## [Record extracts]
☆ ☆ ☆ ☆ ☆ ☆ ☆

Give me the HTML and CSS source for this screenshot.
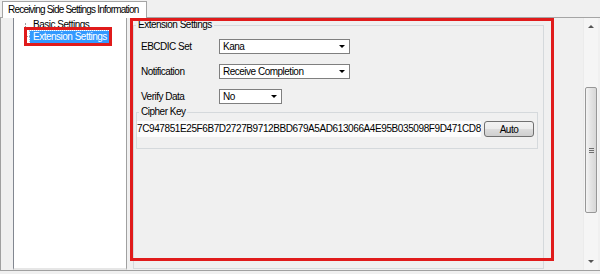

☆ ☆ ☆ ☆ ☆ ☆ ☆

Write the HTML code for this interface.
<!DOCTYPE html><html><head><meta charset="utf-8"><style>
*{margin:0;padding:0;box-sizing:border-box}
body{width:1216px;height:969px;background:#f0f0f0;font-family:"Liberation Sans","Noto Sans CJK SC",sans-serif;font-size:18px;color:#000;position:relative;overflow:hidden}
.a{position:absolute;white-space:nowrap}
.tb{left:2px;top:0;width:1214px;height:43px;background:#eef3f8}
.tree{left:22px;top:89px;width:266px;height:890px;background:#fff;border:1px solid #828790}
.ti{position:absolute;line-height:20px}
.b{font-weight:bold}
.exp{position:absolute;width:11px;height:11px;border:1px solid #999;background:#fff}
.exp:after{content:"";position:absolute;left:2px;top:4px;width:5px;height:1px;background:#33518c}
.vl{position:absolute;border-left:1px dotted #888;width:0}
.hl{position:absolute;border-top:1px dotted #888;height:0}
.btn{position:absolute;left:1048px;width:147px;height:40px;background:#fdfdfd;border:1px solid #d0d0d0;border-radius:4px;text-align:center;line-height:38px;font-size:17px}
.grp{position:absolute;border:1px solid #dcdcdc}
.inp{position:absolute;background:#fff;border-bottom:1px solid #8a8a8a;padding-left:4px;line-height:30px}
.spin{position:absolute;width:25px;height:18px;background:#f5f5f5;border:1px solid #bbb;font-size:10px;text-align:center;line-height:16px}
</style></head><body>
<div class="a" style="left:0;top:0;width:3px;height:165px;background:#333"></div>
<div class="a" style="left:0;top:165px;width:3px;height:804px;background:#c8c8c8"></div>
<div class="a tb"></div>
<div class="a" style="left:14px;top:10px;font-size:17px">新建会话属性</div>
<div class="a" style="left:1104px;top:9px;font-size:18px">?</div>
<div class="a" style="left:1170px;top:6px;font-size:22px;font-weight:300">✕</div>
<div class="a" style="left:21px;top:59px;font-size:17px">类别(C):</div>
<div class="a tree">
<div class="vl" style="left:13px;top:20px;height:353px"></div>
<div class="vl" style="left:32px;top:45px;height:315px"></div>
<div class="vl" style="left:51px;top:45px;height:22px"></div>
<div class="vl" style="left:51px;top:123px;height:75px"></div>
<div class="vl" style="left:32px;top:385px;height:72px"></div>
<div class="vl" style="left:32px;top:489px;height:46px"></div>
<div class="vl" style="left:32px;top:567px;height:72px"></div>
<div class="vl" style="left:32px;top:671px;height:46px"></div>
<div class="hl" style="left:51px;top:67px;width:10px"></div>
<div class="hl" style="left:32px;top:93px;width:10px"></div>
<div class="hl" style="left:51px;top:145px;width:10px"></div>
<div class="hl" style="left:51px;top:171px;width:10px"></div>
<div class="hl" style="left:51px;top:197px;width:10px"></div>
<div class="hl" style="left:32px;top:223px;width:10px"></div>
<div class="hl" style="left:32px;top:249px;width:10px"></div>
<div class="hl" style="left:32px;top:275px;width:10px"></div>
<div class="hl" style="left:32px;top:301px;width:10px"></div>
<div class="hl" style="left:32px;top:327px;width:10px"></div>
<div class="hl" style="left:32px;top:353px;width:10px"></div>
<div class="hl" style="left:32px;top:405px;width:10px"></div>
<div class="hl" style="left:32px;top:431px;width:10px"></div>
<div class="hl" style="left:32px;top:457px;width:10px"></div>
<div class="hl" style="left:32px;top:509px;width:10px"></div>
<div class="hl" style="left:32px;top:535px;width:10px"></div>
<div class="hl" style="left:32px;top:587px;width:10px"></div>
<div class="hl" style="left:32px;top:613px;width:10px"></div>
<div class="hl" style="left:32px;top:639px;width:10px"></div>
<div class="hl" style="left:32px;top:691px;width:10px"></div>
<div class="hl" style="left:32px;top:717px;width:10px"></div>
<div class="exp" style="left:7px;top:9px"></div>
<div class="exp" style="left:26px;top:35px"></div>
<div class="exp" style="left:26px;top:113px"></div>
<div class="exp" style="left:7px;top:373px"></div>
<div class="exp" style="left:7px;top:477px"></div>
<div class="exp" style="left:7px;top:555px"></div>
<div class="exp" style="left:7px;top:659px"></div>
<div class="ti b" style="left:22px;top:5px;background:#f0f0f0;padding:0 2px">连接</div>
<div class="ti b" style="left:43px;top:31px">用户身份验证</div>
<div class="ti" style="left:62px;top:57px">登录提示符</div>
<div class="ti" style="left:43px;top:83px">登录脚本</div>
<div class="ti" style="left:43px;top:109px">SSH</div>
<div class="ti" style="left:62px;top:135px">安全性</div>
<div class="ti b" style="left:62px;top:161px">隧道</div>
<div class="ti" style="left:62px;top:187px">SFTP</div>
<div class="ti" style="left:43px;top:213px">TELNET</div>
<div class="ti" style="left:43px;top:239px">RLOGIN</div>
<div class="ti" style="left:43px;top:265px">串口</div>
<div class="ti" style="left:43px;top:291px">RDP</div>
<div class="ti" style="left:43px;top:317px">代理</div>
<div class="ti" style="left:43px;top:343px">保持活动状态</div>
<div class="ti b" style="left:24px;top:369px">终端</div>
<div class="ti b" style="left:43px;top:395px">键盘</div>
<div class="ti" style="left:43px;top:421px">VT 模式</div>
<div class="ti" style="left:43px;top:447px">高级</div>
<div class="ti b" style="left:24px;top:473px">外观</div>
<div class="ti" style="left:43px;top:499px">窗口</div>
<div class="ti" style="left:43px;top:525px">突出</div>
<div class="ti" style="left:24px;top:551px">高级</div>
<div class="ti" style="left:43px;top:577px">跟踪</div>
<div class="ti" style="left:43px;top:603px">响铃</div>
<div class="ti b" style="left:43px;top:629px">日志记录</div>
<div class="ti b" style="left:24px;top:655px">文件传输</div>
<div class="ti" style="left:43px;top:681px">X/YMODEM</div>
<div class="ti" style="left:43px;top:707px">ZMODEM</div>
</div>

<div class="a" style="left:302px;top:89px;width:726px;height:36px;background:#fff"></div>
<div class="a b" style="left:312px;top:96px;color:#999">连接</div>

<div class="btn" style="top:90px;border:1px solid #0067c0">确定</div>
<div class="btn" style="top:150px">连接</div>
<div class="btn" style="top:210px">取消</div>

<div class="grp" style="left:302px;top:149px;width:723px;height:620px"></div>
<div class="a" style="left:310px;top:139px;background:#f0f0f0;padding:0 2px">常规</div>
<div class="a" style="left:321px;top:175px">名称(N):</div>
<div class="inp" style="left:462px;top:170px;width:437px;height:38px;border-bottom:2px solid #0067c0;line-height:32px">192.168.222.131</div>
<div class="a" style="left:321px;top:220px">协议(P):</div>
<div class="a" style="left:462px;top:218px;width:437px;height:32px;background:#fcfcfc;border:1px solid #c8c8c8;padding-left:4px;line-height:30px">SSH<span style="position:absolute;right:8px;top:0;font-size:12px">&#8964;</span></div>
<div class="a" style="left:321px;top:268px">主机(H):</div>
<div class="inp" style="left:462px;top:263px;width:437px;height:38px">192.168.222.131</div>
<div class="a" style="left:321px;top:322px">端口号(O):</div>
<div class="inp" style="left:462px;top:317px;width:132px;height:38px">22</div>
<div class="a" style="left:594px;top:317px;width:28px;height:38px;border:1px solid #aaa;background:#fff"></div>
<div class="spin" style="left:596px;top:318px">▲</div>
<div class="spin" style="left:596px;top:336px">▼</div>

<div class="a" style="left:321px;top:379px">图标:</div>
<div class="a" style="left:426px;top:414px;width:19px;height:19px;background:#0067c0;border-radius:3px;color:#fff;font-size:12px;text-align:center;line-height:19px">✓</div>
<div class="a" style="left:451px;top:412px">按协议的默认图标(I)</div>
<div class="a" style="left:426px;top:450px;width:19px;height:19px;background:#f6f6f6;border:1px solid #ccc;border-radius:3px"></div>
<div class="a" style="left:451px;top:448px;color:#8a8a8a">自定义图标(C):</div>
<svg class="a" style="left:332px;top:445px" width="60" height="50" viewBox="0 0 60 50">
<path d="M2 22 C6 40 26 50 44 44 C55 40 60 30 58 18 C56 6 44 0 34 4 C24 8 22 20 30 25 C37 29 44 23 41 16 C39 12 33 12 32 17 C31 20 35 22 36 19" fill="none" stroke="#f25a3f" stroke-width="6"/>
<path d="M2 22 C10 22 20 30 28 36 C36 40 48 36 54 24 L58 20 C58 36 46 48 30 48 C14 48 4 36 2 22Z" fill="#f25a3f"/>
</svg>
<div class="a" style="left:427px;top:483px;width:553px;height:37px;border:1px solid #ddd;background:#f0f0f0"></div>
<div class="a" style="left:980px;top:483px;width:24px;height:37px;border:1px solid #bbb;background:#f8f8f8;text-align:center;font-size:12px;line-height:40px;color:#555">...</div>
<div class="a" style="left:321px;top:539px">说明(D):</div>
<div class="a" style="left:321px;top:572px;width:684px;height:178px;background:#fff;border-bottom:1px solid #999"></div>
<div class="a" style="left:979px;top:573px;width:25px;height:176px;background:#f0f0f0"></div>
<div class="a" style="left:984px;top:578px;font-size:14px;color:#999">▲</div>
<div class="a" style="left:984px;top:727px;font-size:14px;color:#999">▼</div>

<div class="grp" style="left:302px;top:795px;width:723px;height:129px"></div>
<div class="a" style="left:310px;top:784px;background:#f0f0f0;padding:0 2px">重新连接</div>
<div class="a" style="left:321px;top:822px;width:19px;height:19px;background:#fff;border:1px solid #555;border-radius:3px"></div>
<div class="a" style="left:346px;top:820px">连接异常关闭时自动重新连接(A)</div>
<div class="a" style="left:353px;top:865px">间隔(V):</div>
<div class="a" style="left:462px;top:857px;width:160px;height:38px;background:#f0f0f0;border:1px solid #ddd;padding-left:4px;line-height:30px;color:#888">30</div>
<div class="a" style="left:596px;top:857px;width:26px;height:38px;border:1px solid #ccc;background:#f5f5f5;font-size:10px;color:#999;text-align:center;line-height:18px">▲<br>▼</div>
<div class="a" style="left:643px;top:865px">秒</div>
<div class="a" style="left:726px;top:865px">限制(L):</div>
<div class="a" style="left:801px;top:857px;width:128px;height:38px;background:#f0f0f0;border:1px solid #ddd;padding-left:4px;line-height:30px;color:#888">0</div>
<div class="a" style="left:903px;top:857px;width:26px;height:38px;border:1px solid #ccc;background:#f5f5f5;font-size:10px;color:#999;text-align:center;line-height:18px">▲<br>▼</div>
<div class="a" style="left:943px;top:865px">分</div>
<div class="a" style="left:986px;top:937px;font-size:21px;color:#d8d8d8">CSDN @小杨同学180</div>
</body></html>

☆ ☆ ☆ ☆ ☆ ☆ ☆

## [Task goal]
Among the entries above, how many lines hold the word "this"? Reply with only that number.

## [Answer to the exercise]
2